Da principale favorito a grande sconfitto è stato un periodo a dir poco traumatico la scorsa stagione dei premi per Emilia Pérez, subissato da polemiche più o meno giustificate che ne hanno messo in secondo piano le pur notevoli qualità. Ed ecco così che dopo la pioggia di nomination – ben 13, un record per un film non in lingua inglese – la vittoria soltanto di due Oscar è apparsa come una sorta di beffa, per quanto ormai data per scontata.
Ma diatribe extra-cinema a parte, sulle quali preferiamo non concentrarci in fase di critica, l’ultimo lavoro del regista francese Jacques Audiard merita almeno una visione, con lo spettatore che poi si farà o meno una sua idea una volta informatosi sulla relativa shit-storm mediatica. Gli abbonati di Sky e di NOW possono recuperarlo proprio da oggi, con la trasmissione in prima serata sulla piattaforma televisiva a pagamento.
Emilia Pérez: essere o non essere – la recensione
La storia di uno spietato narcotrafficante messicano che intende cambiare sesso – e con esso vita – era sulla carta assai pericolosa e spinosa, con le potenziali controversie a venire. Che però più che dalla comunità trans sono arrivate invece da quella messicana, secondo cui il film avrebbe preso in giro e minimizzato non soltanto la cultura nazionale, ma anche quella tragedia che ben presto prende campo nel racconto.
Racconto che ha inizio con il personaggio dell’avvocata Rita Mora Castro, praticante in un piccolo studio legale, che viene rapita da alcuni uomini e condotta al cospetto di Juan “Manitas” Del Monte, un famigerato boss del cartello, che le offre un incarico ben pagato. Dovrà infatti organizzare un suo futuro intervento di vaginoplastica, in quanto Manitas ha sempre desiderato essere una donna: una trasformazione che gli permetterebbe anche di sfuggire alla legge. Ma per farlo Manitas – che rinascerà come Emilia – deve anche fingere la sua morte e separarsi dalla moglie Jessi e dai due figlioletti, all’ignaro di tutto e trasferiti in un casa in Svizzera.
La missione si conclude nel migliore dei modi, con Rita che viene ripagata con un’enorme somma di denaro e pensa di aver chiuso per sempre quel capitolo della sua vita. Ma pochi anno dopo Emilia ricompare chiedendole nuovamente aiuto…
A tutto ritmo
Un musical trascinante e originale, che si fa forza sulle esplosive canzoni – e balletti annessi – per sostenere un racconto che trova il modo di parlare al pubblico, affrontando tematiche inusuali con una certa sensibilità, anche laddove le polemiche ne hanno spesso frainteso le scelte.

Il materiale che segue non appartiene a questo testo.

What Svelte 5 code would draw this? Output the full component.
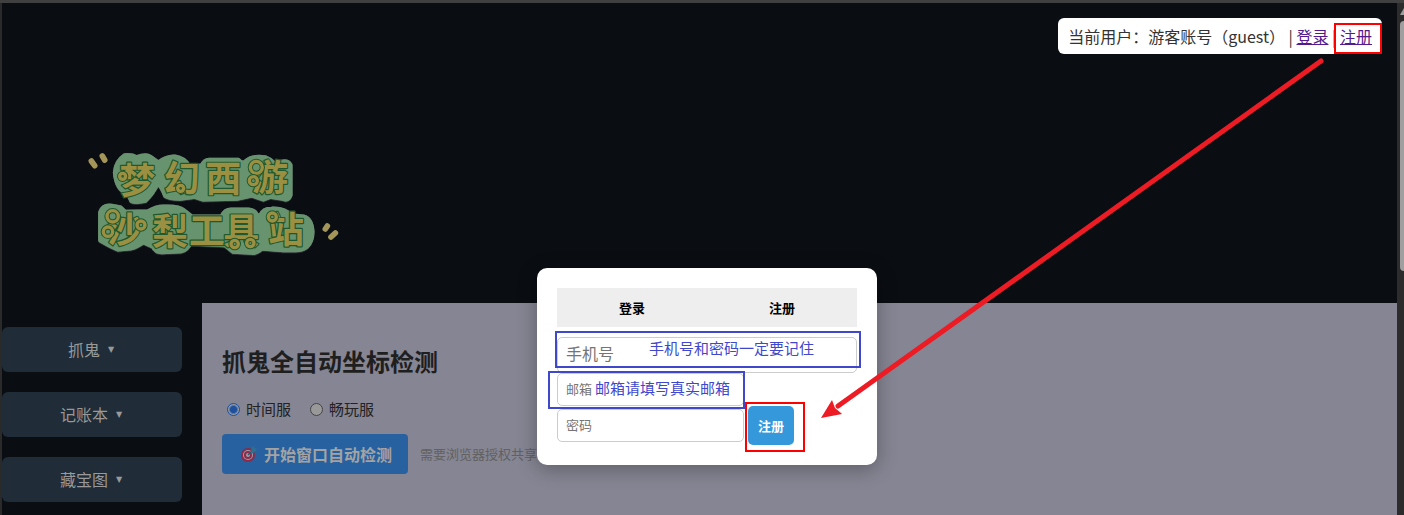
<script>
  let server = $state('time');
  let phone = $state('');
  let email = $state('');
  let password = $state('');

  const menus = ['抓鬼', '记账本', '藏宝图'];

  // logo 笔画上的小圆圈 [x, y, r]
  const rings = [
    [158, 124, 9],
    [332, 160, 9],
    [559, 97, 18],
    [550, 137, 12],
    [128, 244, 17],
    [114, 290, 14],
    [213, 270, 12],
    [494, 327, 11],
    [541, 324, 11],
    [607, 246, 12],
  ];
</script>

<div class="window">
  <div class="page">
    <header class="banner">
      <svg class="logo" viewBox="0 0 870 405" role="img" aria-label="梦幻西游 沙梨工具站">
        <g class="plate">
          <path d="M136 112Q138 80 165 62Q185 60 200 68Q228 58 240 66L265 84Q290 64 315 66Q342 70 355 92L395 94Q405 74 420 76H505Q515 88 525 82Q545 62 585 68Q602 74 615 88Q650 72 660 90V180Q655 196 640 190L600 184L580 192L545 180L500 190L400 192L375 184L330 190Q300 190 287 182Q275 150 262 144Q248 175 225 196Q200 202 185 197Q180 180 165 170Q140 158 136 112Z" />
          <path d="M92 232Q100 210 125 214L150 218L165 232L235 230Q260 214 285 216Q325 214 340 226L365 246H455Q465 224 485 225H535Q555 226 560 242L572 242Q580 222 605 222Q645 220 662 242L700 246Q724 252 726 290Q726 318 710 334Q695 346 670 344L640 344L575 339Q560 354 545 352L490 349L465 329L360 324Q350 344 335 347L275 350Q258 350 250 334L220 320Q200 334 185 338L145 342Q132 338 92 315Z" />
        </g>
        <g class="sparks">
          <path d="M64 78L74 92M97 63L104 75M772 273L766 282M796 294L783 306" />
        </g>
        <g class="letters">
          <text x="148 281 406 546" y="178 170 172 168">梦幻西游</text>
          <text x="111 246 357 460 594" y="324 330 327 328 323">沙梨工具站</text>
        </g>
        {#each rings as [cx, cy, r]}
          <circle class="ring-edge" {cx} {cy} {r} />
          <circle class="ring" {cx} {cy} {r} />
        {/each}
      </svg>
      <div class="user-bar">
        当前用户：游客账号（guest） | <a href="#login">登录</a> | <a href="#register" class="marked">注册<span class="mark mark-link"></span></a>
      </div>
    </header>

    <div class="body">
      <nav class="sidebar">
        {#each menus as menu}
          <button class="menu-btn">{menu}<span class="caret">▼</span></button>
        {/each}
      </nav>

      <main class="content">
        <h2>抓鬼全自动坐标检测</h2>
        <div class="servers">
          <label><input type="radio" value="time" bind:group={server} />时间服</label>
          <label><input type="radio" value="free" bind:group={server} />畅玩服</label>
        </div>
        <div class="actions">
          <button class="start-btn">
            <svg width="18" height="18" viewBox="0 0 18 18" aria-hidden="true">
              <circle cx="8" cy="10" r="7" fill="#8c2a48" />
              <circle cx="8" cy="10" r="5" fill="#a09ba8" />
              <circle cx="8" cy="10" r="4" fill="#8c2a48" />
              <circle cx="8" cy="10" r="2" fill="#a09ba8" />
              <path d="M8 10l5-5" stroke="#275a70" stroke-width="1.5" />
              <path d="M11 6l1-4 2-1v2l3 1-2 3-3 1z" fill="#2d7191" />
            </svg>
            开始窗口自动检测
          </button>
          <span class="hint">需要浏览器授权共享</span>
        </div>
      </main>
    </div>

    <div class="overlay">
      <div class="modal">
        <div class="tabs">
          <button>登录</button>
          <button>注册</button>
        </div>
        <form onsubmit={(e) => e.preventDefault()}>
          <div class="row">
            <input class="phone" type="text" placeholder="手机号" aria-label="手机号" bind:value={phone} />
            <div class="mark mark-phone">手机号和密码一定要记住</div>
          </div>
          <div class="row">
            <input type="email" placeholder="邮箱" aria-label="邮箱" bind:value={email} />
            <div class="mark mark-email">邮箱请填写真实邮箱</div>
          </div>
          <div class="row">
            <input type="password" placeholder="密码" aria-label="密码" bind:value={password} />
            <button class="submit">注册<span class="mark mark-submit"></span></button>
          </div>
        </form>
      </div>
    </div>

    <svg class="arrow" width="510" height="370" viewBox="0 0 510 370" aria-hidden="true">
      <path d="M503 10L20 355" stroke="#ed1c24" stroke-width="5" stroke-linecap="round" />
      <path d="M3 367L14 349L17 357L23 362L24 363Z" fill="#ed1c24" />
    </svg>
  </div>

  <div class="scrollbar">
    <svg width="7" height="12" viewBox="0 0 7 12" aria-hidden="true">
      <path d="M3 12L7 5V12Z" fill="#9f9f9f" />
    </svg>
    <div class="thumb"></div>
  </div>
</div>

<style>
  :global(body) {
    background: #0a0d12;
  }

  .window {
    box-sizing: border-box;
    display: flex;
    min-height: 100vh;
    border-top: 3px solid #404040;
    font-family: 'Noto Sans CJK SC', sans-serif;
    font-size: 16px;
    color: #333;
  }

  button,
  input {
    font-family: inherit;
    box-sizing: border-box;
    margin: 0;
  }

  button {
    border: none;
    cursor: pointer;
  }

  .page {
    position: relative;
    flex: 1;
    display: flex;
    flex-direction: column;
    border-left: 2px solid #2a2a2b;
    background: #0a0d12;
  }

  .banner {
    display: flex;
    justify-content: space-between;
    align-items: flex-start;
    height: 300px;
  }

  .logo {
    width: 290px;
    height: 135px;
    margin: 132px 0 0 68px;
    font-size: 108px;
    font-weight: 700;
    stroke-linejoin: round;
    stroke-linecap: round;
  }

  .plate {
    fill: #67946f;
    stroke: #67946f;
    stroke-width: 15px;
    filter: drop-shadow(0 1px 1px #77777d);
  }

  .letters {
    fill: #9b8f42;
    stroke: #20592d;
    stroke-width: 7px;
    paint-order: stroke;
  }

  .ring-edge {
    fill: #67946f;
    stroke: #20592d;
    stroke-width: 16px;
  }

  .ring {
    fill: none;
    stroke: #9b8f42;
    stroke-width: 10px;
  }

  .sparks {
    fill: none;
    stroke: #a49558;
    stroke-width: 17px;
  }

  .user-bar {
    margin: 15px 15px 0 0;
    padding: 6px 10px;
    border-radius: 6px;
    background: #fff;
    line-height: 24px;
    white-space: nowrap;
  }

  .user-bar a {
    color: #551a8b;
  }

  .marked {
    position: relative;
  }

  .body {
    flex: 1;
    display: flex;
  }

  .sidebar {
    display: flex;
    flex-direction: column;
    gap: 20px;
    flex: 0 0 180px;
    padding: 24px 20px 0 0;
  }

  .menu-btn {
    display: flex;
    align-items: center;
    justify-content: center;
    gap: 8px;
    height: 45px;
    padding: 0 8px 2px 6px;
    border-radius: 6px;
    background: #202c37;
    color: #999;
    font-size: 16px;
  }

  .caret {
    padding-top: 2px;
    font-family: 'DejaVu Sans', sans-serif;
    font-size: 8px;
  }

  .content {
    flex: 1;
    padding: 40px 20px 20px;
    background: #858593;
  }

  h2 {
    margin: 0;
    font-size: 24px;
    line-height: 36px;
    color: #1f1f1f;
  }

  .servers {
    display: flex;
    gap: 19px;
    margin-top: 19px;
    padding-left: 5px;
    font-size: 15px;
    line-height: 22px;
    color: #222;
  }

  .servers label {
    display: flex;
    align-items: center;
    gap: 6px;
  }

  .servers input {
    appearance: none;
    width: 13px;
    height: 13px;
    border: 1px solid #444;
    border-radius: 50%;
    background: #999;
  }

  .servers input:checked {
    border-color: #1c4f9e;
    background: radial-gradient(circle, #1c4f9e 3px, #999 5px);
  }

  .actions {
    display: flex;
    align-items: center;
    gap: 12px;
    margin-top: 14px;
  }

  .start-btn {
    display: flex;
    align-items: center;
    gap: 6px;
    height: 40px;
    padding: 0 16px 0 18px;
    border-radius: 4px;
    background: #28619f;
    color: #a3a3a3;
    font-size: 16px;
    font-weight: 700;
  }

  .hint {
    padding-bottom: 2px;
    font-size: 13px;
    color: #616161;
  }

  .overlay {
    position: absolute;
    inset: 0;
    display: flex;
    justify-content: center;
    align-items: flex-start;
    padding: 265px 0 0 15px;
  }

  .modal {
    box-sizing: border-box;
    width: 340px;
    padding: 20px;
    border-radius: 10px;
    background: #fff;
    box-shadow: 0 4px 20px rgba(0, 0, 0, 0.3);
  }

  .tabs {
    display: flex;
    margin-bottom: 10px;
  }

  .tabs button {
    flex: 1;
    height: 39px;
    padding: 0;
    background: #eee;
    color: #000;
    font-size: 13px;
    font-weight: 700;
  }

  .row {
    position: relative;
    display: flex;
    align-items: center;
    gap: 4px;
  }

  .row input {
    width: 187px;
    height: 33px;
    padding: 0 8px 2px;
    border: 1px solid #ccc;
    border-radius: 5px;
    background: #fff;
    font-size: 13px;
  }

  .row .phone {
    width: 100%;
    height: 36px;
    padding-bottom: 4px;
    font-size: 16px;
  }

  .row input::placeholder {
    color: #757575;
  }

  .submit {
    position: relative;
    height: 39px;
    padding: 0 10px;
    border-radius: 5px;
    background: #3498db;
    color: #fff;
    font-size: 13px;
    font-weight: 700;
  }

  /* 标注框 */
  .mark {
    position: absolute;
    box-sizing: border-box;
    border: 2px solid #3f48cc;
    color: #3f48cc;
    font-size: 15px;
    line-height: 30px;
    white-space: nowrap;
    pointer-events: none;
  }

  .mark-phone {
    top: -6px;
    left: -2px;
    right: -4px;
    height: 37px;
    padding-left: 92px;
  }

  .mark-email {
    top: -2px;
    left: -9px;
    width: 197px;
    height: 38px;
    padding-left: 45px;
  }

  .mark-submit {
    top: -4px;
    left: -3px;
    width: 60px;
    height: 50px;
    border-color: #f00;
  }

  .mark-link {
    top: -1px;
    left: -6px;
    width: 48px;
    height: 31px;
    border-color: #f00;
  }

  .arrow {
    position: absolute;
    top: 48px;
    right: 69px;
    fill: none;
    pointer-events: none;
  }

  .scrollbar {
    display: flex;
    flex-direction: column;
    gap: 6px;
    flex: 0 0 7px;
    background: #2c2c2c;
  }

  .thumb {
    height: 250px;
    margin-left: 3px;
    border-radius: 4px 0 0 4px;
    background: #9f9f9f;
  }
</style>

Perché Emilia Pérez è un film e come tale non cerca la verosimiglianza ad ogni costo, raccontando il dilemma universale di una persona che si ritrova a rivestire un doppio ruolo, con il passato e il presente che rischiano di influenzare quel futuro che, giorno dopo giorno, diventa sempre più incerto, tra rimorsi e rimpianti per ciò che era e non potrà essere più.
Anche il dramma delle persone scomparse che caratterizza la seconda metà di visione, con quella missione catartica che vede le due combattive protagoniste in cerca chi di tardiva redenzione chi di un obiettivo da perseguire, vive attraverso un’anima pop e colorata, tra tragedia e speranza, con dei pezzi che conquistano non soltanto le orecchie ma anche il cuore di chi guarda.
Sacrosanto l’Oscar dato a Zoe Saldana, che canta e balla come una furia piena di cinetica energia, con Karla Sofía Gascón – prima attrice trans a ottenere una nomination alla dorata statuetta – nelle vesti del personaggio principale e una altrettanto incisiva Selena Gomez nelle vesti di ignara moglie “vedova”.
Conclusioni finali
La tensione emotiva va di pari passo con l’energia del musical in un film straripante, a tratti eccessivo, ma al quale è impossibile restare indifferenti. Sin da quell’inizio nel quale Zoe Saldana si muove con passi frenetici e un ritmo incalzante, passando poi da ironie chirurgiche (La vaginoplastia) a quel dramma che prende sempre più il sopravvento relativo ai desaparecidos, Emilia Pérez è un fiume in piena, che cresce e straborda, perdendo un pizzico di mordente soltanto in quell’epilogo più “spento” del previsto.
Ma il racconto di questo boss del narcotraffico che cambia vita e sesso diventando la donna che ha sempre sognato, tra controversie e illusioni mancate, è un’opera senza compromessi, dove il regista Jacques Audiard ha piegato un genere alle direttive di un’estasi, estetica e sonora, che fa centro e che – polemiche a parte – merita almeno una chance da qualsiasi tipo di spettatore.